Ciena is sticking with the story of “simplicity” and power — The 8700 focuses on a couple of things and does them well, in this case Ethernet and DWDM (Dense Wave Division Multiplexing). Indeed, the 8700 offers scale, with 2 terabits of total Ethernet over DWDM switching capacity. It also supports MPLS-TP, with up to 200 10 gigabit Ethernet (GigE) ports or 20 100 GigE ports. It will solve some of the data-center network’s biggest problems: The ability to move large amounts of Ethernet at lost cost, with low-energy consumption.
Some critics will be quick to point out what the 8700 lacks: It’s lacking the more sophisticated routing functionality of the so-called “packet-optical” genre of networking box, which combines the granularity of IP routers with the scale of optical networks. It also does not support legacy transport protocols such as Sonet. But then again, you may not need your 8-track tape player anymore. As Ciena officials state themselves in the the product literature, “It’s not a bloated god box.”
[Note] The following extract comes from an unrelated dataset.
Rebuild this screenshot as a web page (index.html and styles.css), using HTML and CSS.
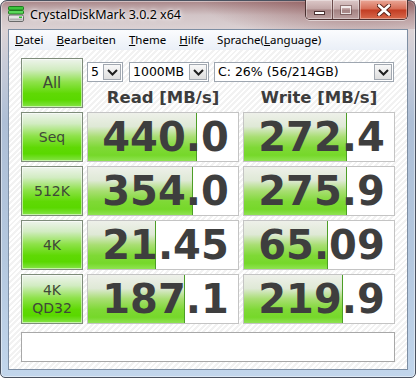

That’s kind of the point: maybe the days of the “god box” in networking are over. The 8700 is designed to attack a specific pain point, helping service providers quickly move large amounts of bursty cloud traffic over Ethernet and DWDM in a flexible, dynamic way.
One key to the 8700 is that it is coupled with some of Ciena’s newer management tools, which look a lot like SDN. One of those applications is Ciena’s V-WAN network management tool which allows customers to automate and self-provision bandwidth, for example, if they need the network to open up dynamic bandwidth during certain times of the day for specific applications.
This targets another challenge of the cloud, one that Vello Systems’ Karl May recently talked about on the Rayno Report: Managing cloud bandwidth is expensive, and the current approach of loading up on proprietary edge routers and expensive dedicated MPLS connections may not be the most economical answer. The 8700 is designed to “skip” the router in the cloud and provide more control over managing dynamic bandwidth.
So now we have another piece of Ciena’s answer to the question of what SDN means for optical networking vendors. In Ciena’s case, it has presented a vision of coupling more sophisticated management tools with high-powered optical Ethernet switching. Ciena says in the future it will be integrating some of the standards tools of SDN, such as an OpenFlow controller it is developing with Ericsson, into its optical gear.
It will be interesting to see how this pans out. Is SDN something you can just layer on top of simple yet scaleable optical Ethernet boxes, and solve the problems of the cloud? That’s the bet that Ciena is making with the 8700.